Bergamo – Miracolo Abramović. Plana a Bergamo ed è un richiamo irresistibile per il “popolo” delle performance che la segue, ovunque sia, nel mondo. Lei fa una lectio, arrivano in 650 per ascoltarla, per adorarla, e confessarle tutto il loro “amore”.
C’è l’antropologa 40enne con un lavoro che non le piace in uno studio medico, chiede consigli, la laureata con tesi sul metodo Abramović, che la ringrazia, un’altra che non si “piace, non accetta di invecchiare”, e un signore avanti negli anni che sale sul palco e srotola un manifesto di una performance (con Ulay, suo grande amore) degli anni Settanta, nella Galleria di Arte Moderna a Bologna. E lei, Marina, una delle persone più influenti del nostro tempo, cordialissima, non si sottrae, diffonde energia, regala abbracci (all’artista in crisi di idee), baci, offre consigli (“Fai quello che ti piace, non occuparti del giudizio degli altri, se li avessi ascoltati non starei qui..”), ringrazia tutti, più volte, perché senza il pubblico non c’è energia e “voi qui me ne date moltissima”.

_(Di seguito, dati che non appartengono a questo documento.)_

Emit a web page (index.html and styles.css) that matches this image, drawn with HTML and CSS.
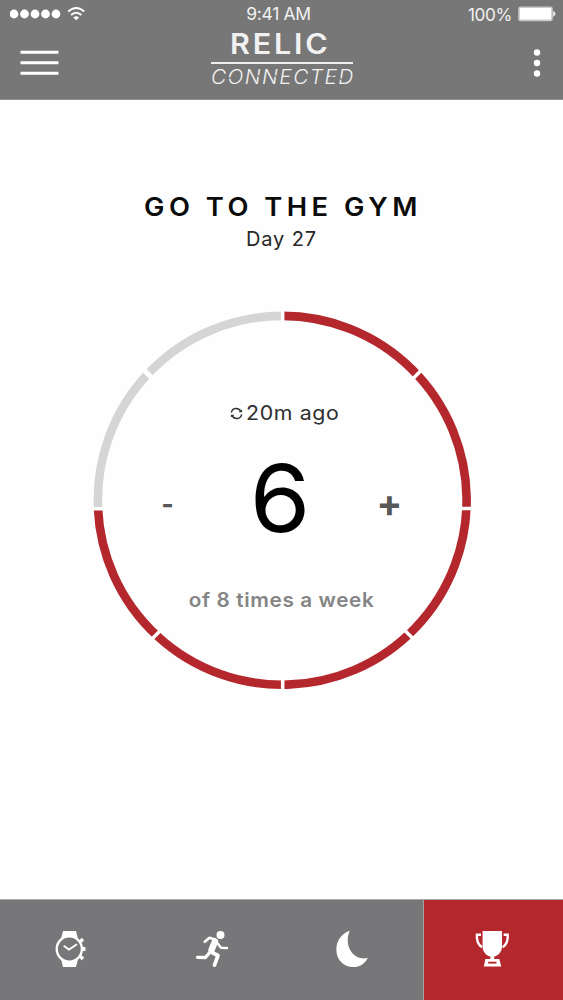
FILE: index.html
```html
<!DOCTYPE html>
<html lang="en">
<head>
<meta charset="utf-8">
<title>Relic Connected</title>
<link rel="stylesheet" href="styles.css">
</head>
<body>
<div class="app">
  <header class="header">
    <div class="status">
      <div class="signal">
        <svg width="80" height="20" viewBox="0 0 80 20" fill="#fff">
          <circle cx="4" cy="10" r="4.4"/><circle cx="14.5" cy="10" r="4.4"/><circle cx="25" cy="10" r="4.4"/><circle cx="35.5" cy="10" r="4.4"/><circle cx="46" cy="10" r="4.4"/>
          <g fill="none" stroke="#fff" stroke-width="2"><path d="M58.2 7.6Q66.2 0.4 74.2 7.6"/><path d="M61 11Q66.2 6.4 71.4 11"/></g>
          <path d="M63.3 13.4Q66.2 11 69.1 13.4L66.2 16.3Z"/>
        </svg>
      </div>
      <div class="clock">9:41 AM</div>
      <div class="power"><span>100%</span>
        <svg width="38" height="16" viewBox="0 0 38 16"><rect x="1" y="1.2" width="33" height="13.2" rx="1.5" fill="#fff" stroke="#c9c9c9" stroke-width="1.6"/><path d="M35.5 5.3Q39 7.8 35.5 10.4Z" fill="#eee" stroke="#eee" stroke-width=".6"/></svg>
      </div>
    </div>
    <div class="bar">
      <svg class="menu" width="39" height="26" viewBox="0 0 39 26" stroke="#fff" stroke-width="3"><path d="M.5 2.3H38.5M.5 12.8H38.5M.5 23.3H38.5"/></svg>
      <div class="brand">
        <div class="relic">RELIC</div>
        <div class="rule"></div>
        <div class="connected"><span class="word">CONNECTED</span>
          <svg class="cuts" width="144" height="18" viewBox="0 0 144 18" stroke="#777" stroke-width="1.4"><path d="M14 9H20M22 13L28 10M45 5L52 11M62 5L69 11M77 10L82 5M118 10L123 5M125 5L132 12"/></svg>
        </div>
      </div>
      <svg class="more" width="8" height="28" viewBox="0 0 8 28" fill="#fff"><circle cx="4" cy="3.5" r="3.2"/><circle cx="4" cy="14" r="3.2"/><circle cx="4" cy="24.5" r="3.2"/></svg>
    </div>
  </header>

  <main class="main">
    <h1 class="title">GO TO THE GYM</h1>
    <div class="day">Day 27</div>
    <section class="dial">
      <svg class="ring" width="380" height="380" viewBox="92 310 380 380" fill="none">
        <path d="M282.5 315.9A184.4 184.4 0 1 1 98 508.8" stroke="#b4272d" stroke-width="8.6"/>
        <path d="M98 508.8A184.4 184.4 0 0 1 282.5 315.9" stroke="#d5d5d5" stroke-width="8.6"/>
        <g stroke="#fefefe" stroke-width="3.5">
          <path d="M282.7 306V324M282.7 676V694M462 508.4H476M88 508.8H106"/>
          <path d="M410.3 381.3L424.3 367.3M401.7 627.3L415.7 641.3M163.7 627.3L149.7 641.3"/>
          <path d="M155.3 381.3L141.3 367.3" stroke-width="5"/>
        </g>
      </svg>
      <div class="reading">
        <div class="synced">
          <svg width="13" height="13" viewBox="0 0 13 13" fill="none" stroke="#333" stroke-width="1.4"><path d="M1.4 5.6C2.2 .4 9 .2 11 4.6M11.6 7.4C10.8 12.6 4 12.8 2 8.4"/><path d="M9 4.8H11.6V3M4 8.2H1.4V10" stroke-width="1.1"/></svg>
          <span class="ago">20m ago</span>
        </div>
        <div class="counter">
          <span class="step minus">-</span>
          <span class="count">6</span>
          <span class="step plus">+</span>
        </div>
        <div class="goal">of 8 times a week</div>
      </div>
    </section>
  </main>

  <nav class="tabs">
    <div class="tab">
      <svg width="34" height="40" viewBox="0 0 34 40"><path d="M10 2H23L25 10H8ZM8 30H25L23 38H10Z" fill="#fff"/><path d="M27.4 10.2L29.8 12.6M28 20H32.4M27.4 29.8L29.8 27.4" stroke="#fff" stroke-width="3.8"/><circle cx="16.3" cy="20" r="12.6" fill="#777678" stroke="#fff" stroke-width="2.3"/><path d="M10.7 16.8L16 20.5L24 15.3" fill="none" stroke="#fff" stroke-width="1.9"/></svg>
    </div>
    <div class="tab">
      <svg width="36" height="40" viewBox="0 0 36 40" fill="none" stroke="#fff" stroke-linecap="round" stroke-linejoin="round"><circle cx="27.5" cy="6" r="4" fill="#fff" stroke="none"/><path d="M11.8 12.7L16.5 8.8L22 10.5" stroke-width="2.7"/><path d="M22 12.5L18.5 21" stroke-width="6.4"/><path d="M24.5 14.2L28 18.8L34 19" stroke-width="2.5"/><path d="M18 23L25 26.5L21.5 36.2" stroke-width="3.7"/><path d="M16.2 24L12.5 28.5L4.5 28.3" stroke-width="3.3"/></svg>
    </div>
    <div class="tab moon">
      <svg width="36" height="40" viewBox="0 0 36 40" fill="#fff"><path d="M16.8 1.8C-2.5 8 -.8 37.6 20.3 38.1C26.8 38 32 34.5 34.8 28.9C20 32.4 10.2 16 16.8 1.8Z"/></svg>
    </div>
    <div class="tab active">
      <svg width="36" height="40" viewBox="0 0 36 40" fill="#fff"><path d="M8.6 2H28V18C28 23 23.5 27.2 20.2 27.5V30H25.3L27.3 37.6H9.8L11.4 30H16.4V27.5C13 27.2 8.6 23 8.6 18Z"/><path d="M7 5.7H2.9C2.6 11.5 3.5 15.5 8 18.2M29.6 5.7H33.7C34 11.5 33 15.5 28.6 18.2" fill="none" stroke="#fff" stroke-width="2.4"/><path d="M14.2 32.7H22.5V34.6H14.2Z" fill="#b4272d"/></svg>
    </div>
  </nav>
</div>
</body>
</html>
```
FILE: styles.css
```css
* { box-sizing: border-box; }
body { margin: 0; background: #fff; }
.app { width: 563px; height: 1000px; display: flex; flex-direction: column; overflow: hidden; font-family: Inter, "Liberation Sans", sans-serif; background: #fefefe; }
svg { display: block; flex: none; }

.header { height: 100px; background: #777; color: #f1f1f1; flex: none; border-bottom: 1px solid #909090; }
.status { height: 28px; display: grid; grid-template-columns: 1fr auto 1fr; align-items: center; padding: 0 7px 0 10px; }
.clock { font-size: 17.5px; letter-spacing: -.35px; line-height: 28px; margin-left: -9px; }
.power { display: flex; justify-content: flex-end; align-items: center; gap: 6px; font-size: 17.2px; letter-spacing: -.4px; }
.bar { height: 71px; display: grid; grid-template-columns: 191px 1fr 8px; align-items: start; padding: 0 22px 0 20px; }
.menu { margin-top: 22px; }
.more { margin-top: 21px; }
.brand { width: 142px; }
.relic { font-size: 28.5px; font-weight: 600; line-height: 32px; letter-spacing: 2.6px; padding-left: 19px; white-space: nowrap; transform: scaleX(1.07); transform-origin: 19px 50%; }
.rule { height: 2px; background: #eee; margin-top: 2px; }
.connected { position: relative; font-size: 20px; font-weight: 300; font-style: italic; line-height: 24px; letter-spacing: 1.4px; margin-top: 1px; white-space: nowrap; }
.word { display: inline-block; transform: scaleX(1.04); transform-origin: 0 50%; }
.cuts { position: absolute; left: 0; top: 4px; }

.main { flex: 1; display: flex; flex-direction: column; align-items: center; color: #0b0b0b; }
.title { margin: 91px 0 0; font-size: 25.5px; line-height: 32px; font-weight: 600; letter-spacing: 4.2px; padding-left: 2px; white-space: nowrap; transform: scaleX(1.07); }
.day { font-size: 20px; line-height: 26px; margin-top: 3px; color: #272727; letter-spacing: .9px; }
.dial { display: grid; width: 380px; height: 380px; margin-top: 58px; }
.ring, .reading { grid-area: 1 / 1; }
.reading { display: flex; flex-direction: column; align-items: center; padding-top: 90px; }
.synced { display: flex; align-items: center; gap: 3px; font-size: 20px; line-height: 26px; color: #2d2d2d; letter-spacing: .6px; }
.ago { transform: scaleX(1.065); transform-origin: 0 50%; }
.counter { display: grid; grid-template-columns: 60px 1fr 60px; align-items: center; width: 282px; height: 126px; margin-top: 9px; text-align: center; }
.count { font-size: 94px; line-height: 126px; color: #000; margin-left: -4px; transform: scaleX(1.04); }
.step { font-weight: 700; color: #58585a; line-height: 40px; }
.minus { font-size: 27px; padding-top: 14px; margin-left: -6px; }
.plus { font-size: 38px; padding-top: 10px; margin-left: -6px; }
.goal { font-size: 20px; line-height: 26px; font-weight: 600; color: #858585; letter-spacing: .6px; margin-top: 26px; white-space: nowrap; transform: scaleX(1.035); }

.tabs { height: 101px; flex: none; display: grid; grid-template-columns: 141px 142px 141px 139px; background: #777678; border-top: 1px solid #aaa; }
.tab { display: flex; align-items: center; justify-content: center; padding: 0 2px 2px 0; }
.moon { padding-right: 6px; }
.active { background: #b4272d; box-shadow: -1px 0 0 #a8a0a0; padding-right: 4px; }
```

“Amo la vita - dice rivolta alla platea - ho avuto un’embolia polmonare, paure? Ne ho... voglio dedicare il tempo a quello che amo di più fare. E nelle performance mi sono sempre sentita protetta”. Applausi. Scende qualche lacrima, il dialogo fra l’artista e il suo pubblico raggiunge livelli alti. L’occasione, di una giornata storica, è data dalla mostra, Marina Abramović Between breath and fire (sino al 16 febbraio), che indaga alcuni temi chiave che hanno contraddistinto la sua carriera cinquantennale: il respiro, il corpo, la relazione con l’altro e la morte. Trenta lavori recenti e storici, presentati tra interno ed esterno, a “gres art 671”, nuovo indirizzo dell’arte contemporanea a Bergamo. Anche il giardino con il paesaggio sonoro Tree, rientra nel percorso, si ode, tra gli alberi, un canto di uccelli, sfumati i confini tra naturale e artificiale, tra realtà e finzione, tra mortalità e trascendenza.
Un progetto complesso che ha al proprio centro l’installazione cinematografica SevenDeaths dedicata da Abramović a Maria Callas, di cui diventa una sorta di alter ego: un amore che ha avuto origine nell’adolescenza dell’artista serba che ricorda di aver sentito per la prima volta la voce della Divina nella cucina della nonna a Belgrado e di essersi commossa per la sua potenza emotiva. “Non capivo le parole - era in italiano - e ricordo di essermi alzata in piedi, sentendo una scarica elettrica lungo tutto il corpo e un’incredibile emozione attraversarmi. Iniziai a piangere senza riuscire a controllarmi; fu una tale emozione da non poterlo mai dimenticare”. Di fatto è la parte più interessante della mostra, un’esperienza immersiva con le rievocazioni e la messa in scena di sette morti tragiche e premature delle eroine interpretate da Maria Callas e impersonificate da Abramović, in sottofondo la colonna sonora con i sette assoli della soprano. Callas, dice, “era così forte sul palco, ma così infelice nella vita. E morì davvero per amore. Una volta, nel corso della mia vita, anch’io fui così innamorata (commovente l’incontro con Ulay al Moma, ndr) da non riuscire a mangiare, a dormire, a pensare, ma poi, il mio lavoro mi salvò”.
In mostra troverete molto altro, dalla prime celebri performance come Lips of Thomas, in cui l’artista si incise (nel 1975) una stella a sette punte sull’addome e si sdraiò su blocchi di ghiaccio fino all’intervento risolutivo del pubblico, a Art Must Be Beatiful, The Artist Must Be Beautiful, video in cui si pettina ossessivamente. Resta memorabile la sua performance al Moma, 700 ore su una sedia a fissare immobile di fronte a sé. Una delle più lunghe della storia.